The AUD/USD exchange rate rose to the highest level since August 31 as China continued reopening. It rose to a high of 0.6945, the highest level since August 30th of last year. The pair has jumped by over 12% from its lowest point in 2022 as the US dollar index has plunged.
China reopening continues
The Australian dollar continued its recovery as China continued to reopen its borders. On Sunday, people started traveling between Hong Kong and Mainland China. The country also ended most of the parts of the Covid-zero strategy. Therefore, analysts expect that the Chinese economy will start recovering in 2023.
China is Australia’s biggest trading partner. Therefore, its recovery will likely be a positive catalyst for the Australian recovery. Further, there are rumours that China will resume buying Australia’s coal in a bid to support its economy.
The AUD/USD pair also rose as the US dollar continued weakening. The US dollar index has plunged from last year’s high of $115 to $103. This sell-off started when data from the US showed that the country’s inflation had peaked.

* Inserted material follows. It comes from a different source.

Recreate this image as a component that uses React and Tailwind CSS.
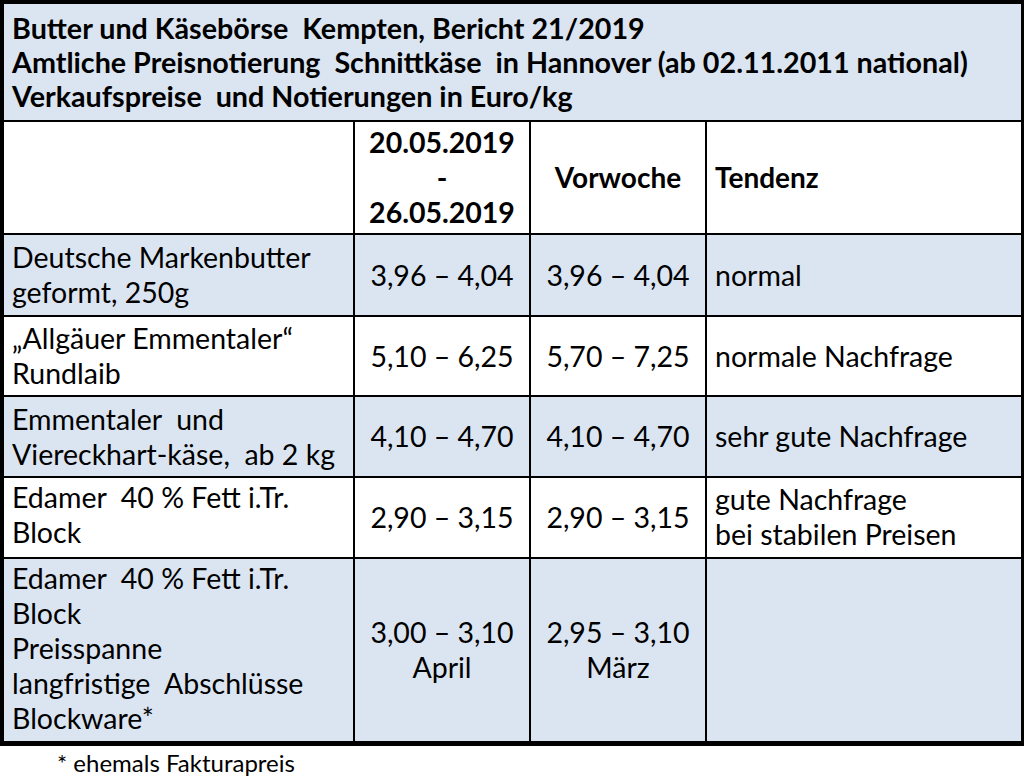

The current sell-off happened after the US published mixed jobs numbers. According to the Labor Department, the economy added 225k jobs in December while the unemployment rate dropped to 3.5%. On the other hand, wage growth decelerated, with average hourly earnings rising by 4.2% in December.
Investors believe that the Federal Reserve will start easing its interest rate hikes in the coming months. This explains why the US dollar index and bond yields have plunged while stocks have surged after the report.
Therefore, the upcoming Jerome Powell speech will be crucial. In his first speech of the year, Powell is expected to reiterate that the Fed will maintain a hawkish tone. Shifting his tone at a time when inflation is at 7% could derail the bank’s inflation battle.
AUD/USD forecast
The AUD/USD pair rose sharply as the US dollar index dropped. It rose to a high of 0.6950, which was sharply higher than this year’s low of 0.6688. The pair moved above the key resistance level at 0.6896, the highest point on December 13. It moved above the 25-day and 50-day moving averages while the Stochastic Oscillator moved to the overbought level.
Therefore, the pair will likely continue rising as buyers target the key resistance point at 0.7000. The stop-loss of this trade wll be at 0.6800.